Presiden menambahkan, pemerintah telah mengeluarkan aneka kebijakan insentif di sektor properti. Tahun ini, misalnya, dalam konteks pemulihan ekonomi nasional, pemerintah memberikan Pajak Pertambahan Nilai yang Ditanggung Pemerintah (PPN DTP) sebesar 100 persen untuk rumah dengan harga sampai Rp 2 miliar serta PPN DTP 50 persen untuk harga di atas Rp 2 miliar hingga Rp 5 miliar.
Pemerintah juga menaruh perhatian kepada masyarakat berpenghasilan rendah dengan berbagai bantuan, seperti subsidi selisih bunga, bantuan uang muka, dan pembebasan PPN untuk tipe rumah sangat sederhana.
Ada pula insentif untuk kepemilikan rumah nonsubsidi yang meliputi pelonggaran rasio pinjaman terhadap nilai (LTV) rumah yang dibeli, bunga kredit pemilikan rumah yang cenderung menurun, serta diskon yang diberikan pengembang.
Aktivitas di sektor ini memberikan kontribusi 13,6 persen terhadap produk domestik bruto pada tahun 2020 dan mampu menyerap 8,5 juta tenaga kerja.
”Kami berharap anggota REI memanfaatkan momentum itu (membaiknya sektor properti) untuk menggerakkan sektor konstruksi dan industri dalam negeri.

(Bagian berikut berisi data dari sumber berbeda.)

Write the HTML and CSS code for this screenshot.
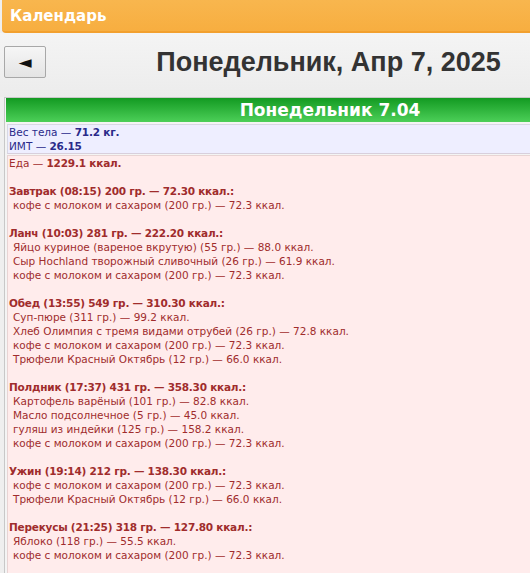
FILE: index.html
```html
<!DOCTYPE html>
<html lang="ru">
<head>
<meta charset="utf-8">
<link rel="stylesheet" href="styles.css">
</head>
<body>
<div class="topbar">Календарь</div>
<div class="nav">
  <button class="back">◄</button>
  <div class="title">Понедельник, Апр 7, 2025</div>
</div>
<div class="day">
  <div class="dayhead">Понедельник 7.04</div>
  <div class="body">Вес тела — <b>71.2 кг.</b><br>ИМТ — <b>26.15</b></div>
  <div class="food">
    <div>Еда — <b>1229.1 ккал.</b></div>
    <div class="meal">
      <div class="mh">Завтрак (08:15) 200 гр. — 72.30 ккал.:</div>
      <div class="it">кофе с молоком и сахаром (200 гр.) — 72.3 ккал.</div>
    </div>
    <div class="meal">
      <div class="mh">Ланч (10:03) 281 гр. — 222.20 ккал.:</div>
      <div class="it">Яйцо куриное (вареное вкрутую) (55 гр.) — 88.0 ккал.</div>
      <div class="it">Сыр Hochland творожный сливочный (26 гр.) — 61.9 ккал.</div>
      <div class="it">кофе с молоком и сахаром (200 гр.) — 72.3 ккал.</div>
    </div>
    <div class="meal">
      <div class="mh">Обед (13:55) 549 гр. — 310.30 ккал.:</div>
      <div class="it">Суп-пюре (311 гр.) — 99.2 ккал.</div>
      <div class="it">Хлеб Олимпия с тремя видами отрубей (26 гр.) — 72.8 ккал.</div>
      <div class="it">кофе с молоком и сахаром (200 гр.) — 72.3 ккал.</div>
      <div class="it">Трюфели Красный Октябрь (12 гр.) — 66.0 ккал.</div>
    </div>
    <div class="meal">
      <div class="mh">Полдник (17:37) 431 гр. — 358.30 ккал.:</div>
      <div class="it">Картофель варёный (101 гр.) — 82.8 ккал.</div>
      <div class="it">Масло подсолнечное (5 гр.) — 45.0 ккал.</div>
      <div class="it">гуляш из индейки (125 гр.) — 158.2 ккал.</div>
      <div class="it">кофе с молоком и сахаром (200 гр.) — 72.3 ккал.</div>
    </div>
    <div class="meal">
      <div class="mh">Ужин (19:14) 212 гр. — 138.30 ккал.:</div>
      <div class="it">кофе с молоком и сахаром (200 гр.) — 72.3 ккал.</div>
      <div class="it">Трюфели Красный Октябрь (12 гр.) — 66.0 ккал.</div>
    </div>
    <div class="meal">
      <div class="mh">Перекусы (21:25) 318 гр. — 127.80 ккал.:</div>
      <div class="it">Яблоко (118 гр.) — 55.5 ккал.</div>
      <div class="it">кофе с молоком и сахаром (200 гр.) — 72.3 ккал.</div>
    </div>
  </div>
</div>
</body>
</html>
```

FILE: styles.css
```css
html, body {
  margin: 0;
  padding: 0;
  background: #efefef;
  overflow: hidden;
}
body {
  width: 530px;
  height: 573px;
  font-family: "DejaVu Sans", Verdana, sans-serif;
}
.topbar {
  margin-left: 2px;
  height: 33px;
  box-sizing: border-box;
  padding: 7px 0 0 8px;
  background: linear-gradient(#f8b64e, #f7ae40);
  border-bottom: 2px solid #f2a02e;
  border-bottom-left-radius: 4px;
  color: #fff;
  font-weight: bold;
  font-size: 15px;
}
.nav {
  display: flex;
  align-items: flex-start;
  height: 64px;
  box-sizing: border-box;
  padding: 13px 0 0 4px;
  background: linear-gradient(#f4f4f4, #ececec);
}
.back {
  width: 42px;
  height: 32px;
  border: 1px solid #a8a8a8;
  border-radius: 2px;
  background: linear-gradient(#f6f6f6, #e4e4e4);
  font-size: 17px;
  color: #111;
  padding: 0;
  font-family: "DejaVu Sans", sans-serif;
}
.title {
  flex: 1;
  text-align: center;
  padding-left: 81px;
  margin-top: 1px;
  font-family: "Liberation Sans", Arial, sans-serif;
  font-weight: bold;
  font-size: 27px;
  color: #333;
}
.day {
  margin-left: 4px;
  border: 1px solid #c8c8c8;
  border-right: none;
  background: #f4f4f4;
  padding: 0 0 0 2px;
}
.dayhead {
  margin-left: -1px;
  height: 24px;
  box-sizing: border-box;
  background: linear-gradient(#139a22, #4ccf58);
  color: #fff;
  font-weight: bold;
  font-size: 17px;
  text-align: center;
  line-height: 24px;
  padding-left: 124px;
}
.body {
  margin-top: 2px;
  background: #eeeeff;
  border-top: 1px solid #d8d8e4;
  border-bottom: 1px solid #d8cfdc;
  border-left: 1px solid #d8d8e4;
  color: #2a2a8a;
  font-size: 10.5px;
  line-height: 14px;
  padding: 0 0 0 1px;
}
.body b {
  letter-spacing: -0.2px;
}
.food {
  margin-top: 1px;
  background: #ffecec;
  border-top: 1px solid #e8d4d4;
  border-left: 1px solid #e8d4d4;
  color: #a02c2c;
  font-size: 10.5px;
  line-height: 14px;
  padding: 0 0 40px 1px;
}
.food b {
  letter-spacing: -0.2px;
}
.meal {
  margin-top: 14px;
}
.mh {
  font-weight: bold;
  letter-spacing: -0.23px;
}
.it {
  padding-left: 4px;
}
```
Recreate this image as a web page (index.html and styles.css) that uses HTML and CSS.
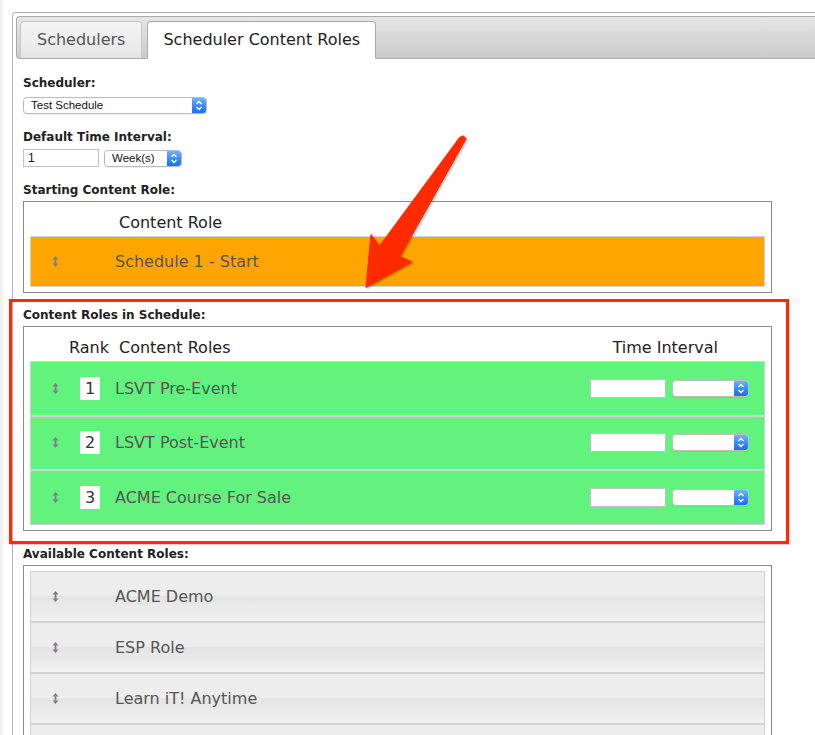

Ciptakan lapangan kerja juga. Kami mendorong pemulihan bersama sektor properti,” ucap Presiden.
Masih ada kendala
Ketua Umum Dewan Pengurus Pusat (DPP) REI Paulus Totok Lusida mengakui, berbagai kebijakan dan insentif pemerintah untuk sektor properti pada masa pandemi Covid-19 telah banyak membantu pengembang untuk bertahan dan melanjutkan usaha. Namun, terdapat kendala setelah diberlakukannya Undang-Undang Nomor 11 Tahun 2020 tentang Cipta Kerja.
Menurut dia, pelaku industri menghadapi kendala bidang perizinan karena belum siapnya infrastruktur digital ataupun sumber daya manusia untuk mengimplementasikan undang-undang tersebut.
Sebagai contoh, izin mendirikan bangunan (IMB) dihapus dan digantikan dengan persetujuan bangunan gedung (PBG). Prosedur pengurusan PBG mengacu pada Peraturan Pemerintah (PP) Nomor 16 Tahun 2021 tentang Peraturan Pelaksanaan UU No 28/2002 tentang Bangunan Gedung.
Sesuai PP No 16/2021, PBG adalah perizinan yang diberikan kepada pemilik bangunan gedung untuk membangun baru, mengubah, memperluas, mengurangi, dan/atau merawat bangunan gedung sesuai dengan standar teknis bangunan gedung.
Kementerian Pekerjaan Umum dan Perumahan Rakyat (PUPR) telah meluncurkan layanan berbasis laman Sistem Informasi Bangunan Gedung (SIMBG). Keberadaan SIMBG salah satunya adalah untuk mempermudah PBG secara daring.
Pemerintah kabupaten dan kota diharuskan menggunakan SIMBG dalam pelayanan PBG untuk mendukung upaya kemudahan, transparansi, dan peningkatan layanan publik menjadi lebih baik.
Meski PBG sekarang sudah berlaku, kata Paulus, pemerintah kabupaten dan kota di sejumlah daerah belum seluruhnya siap. Mereka masih membutuhkan sosialisasi dan pemahaman lebih jauh dari pemerintah pusat. Situasi ini berpotensi mengganggu laju kinerja sektor properti.
Pelaku industri menghadapi kendala bidang perizinan karena belum siapnya infrastruktur digital ataupun sumber daya manusia.
”Jangan melihatnya hanya (untuk urusan) satu rumah tapak saja (terkait pengurusan perizinan). Masih ada bangunan superblok dan high rise building,” ujar Paulus.
Tantangan lain yang dihadapi sektor properti ialah kenaikan harga material dan lahan untuk pembangunan rumah. Oleh karena itu, Paulus mengatakan, ada potensi harga jual rumah akan naik.
Untuk rumah bersubsidi atau rumah bagi masyarakat berpenghasilan rendah (MBR), Paulus menyebut REI dan Kementerian PUPR telah sepakat ada kenaikan harga jual sebesar 7 persen. Hanya saja, usulan ini masih menunggu persetujuan Kementerian Keuangan.
”Sudah tiga tahun harga jualnya tidak naik. Padahal, harga material, seperti besi dan semen, serta lahan, terus merangkak naik,” ucap Paulus.
Pada 25 November 2021, Mahkamah Konstitusi melalui Putusan Nomor 91/PUU-XVIII/2020 menetapkan bahwa UU Cipta Kerja inkonstitusional bersyarat. Pengembang sektor properti mengkhawatirkan timbul ketidakpastian hukum. Paulus berharap, selama proses rapat kerja nasional muncul masukan dari pengurus REI di tingkat daerah.